Step 2: Making the Adapter to Mate the Compressor to the Tank
The first thing I built an adapter plate to mate the tank to the compressor motor. I made this from form sheet metal from an old "Big Iron" IBM server cover. I made a cardboard template of the hole pattern to follow and then transferred it to the sheet metal and folded the edges for extra strength. Then I applied a bit of primer and paint to finish the exposed metal. See the video for the details.
Step 3: Drain and Replace the Existing Oil
Next I drained and replaced the original oil in the compressor with 10W40 weight motor oil for added protection. Most fridge compressors have a separate filler tube for this purpose, since mine was a replacement unit it has a rubber stopper, yours may be crimped or soldered shut, if its from an old fridge.
Step 4: Mount the Bracket and the Compressor
First I mounted the bracket to the tank, then the compressor motor on the sheet metal bracket I made and connected the compressor to the bracket with some 1/4-20 Allen head bolts washers and lock nuts.
Step 5: Connect the Compressor to the Tank With Some Copper Tubing and Add a Saftey Relief Valve
Next I connected the compressor side to the tank with some 1/4" copper tubing and a one way check valve to keep the air from flowing out of the tank back through the compressor inlet. I soldered the copper tubing to the compressor. I would suggest using some compression fitting to the tank and the compressor so you can fix things easier should you ever need to do so.
I used a brake line tubing bender that I rented from my local auto parts store to bend the copper tubing.
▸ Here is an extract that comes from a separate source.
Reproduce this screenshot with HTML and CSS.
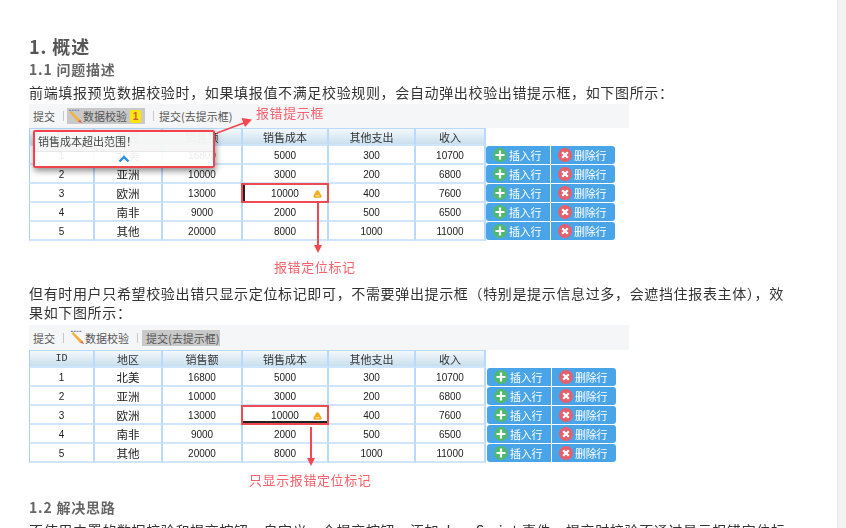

You can fill the tube with sand or ice to bend it as well. See the Video for more details.
Next I added the 125 psi safety relief valve to the bottom of the tank. It's 1/4" threaded part and they are readily available on ebay or the store. Be safe you don't want this thing to explode.
Step 6: Build the Business Side of the Compressor, the Air Outlet!
On the business side of the compressor I used some parts I had laying around including a pressure shut off valve that I had from when I attended college at Pratt in the late 80's from my dorm airbrush set up! It still all works great and is able to turn the motor on an off with no issues. I also used a main pressure gauge and added a pressure regulator so I could adjust how much air comes out of the tank. Additionally I added a quick disconnect to I an easily connect an air hose to the tank.
Step 7: Electrical Wiring
I connected the compressor motor to the on/off pressure Furnas switch. There is a run and a start and a ground to connect to the pressure switch. There is usually a wiring diagram included with your on off pressure switch, follow those instructions when wiring, they may differ from what I did.
Then for the AC outlet power I added a computer electric socket connector to the set up so I can remove the power cord if I need to as well. I epoxied the connector to the underside of the tank bracket so it was out of the way. See the video for more detail.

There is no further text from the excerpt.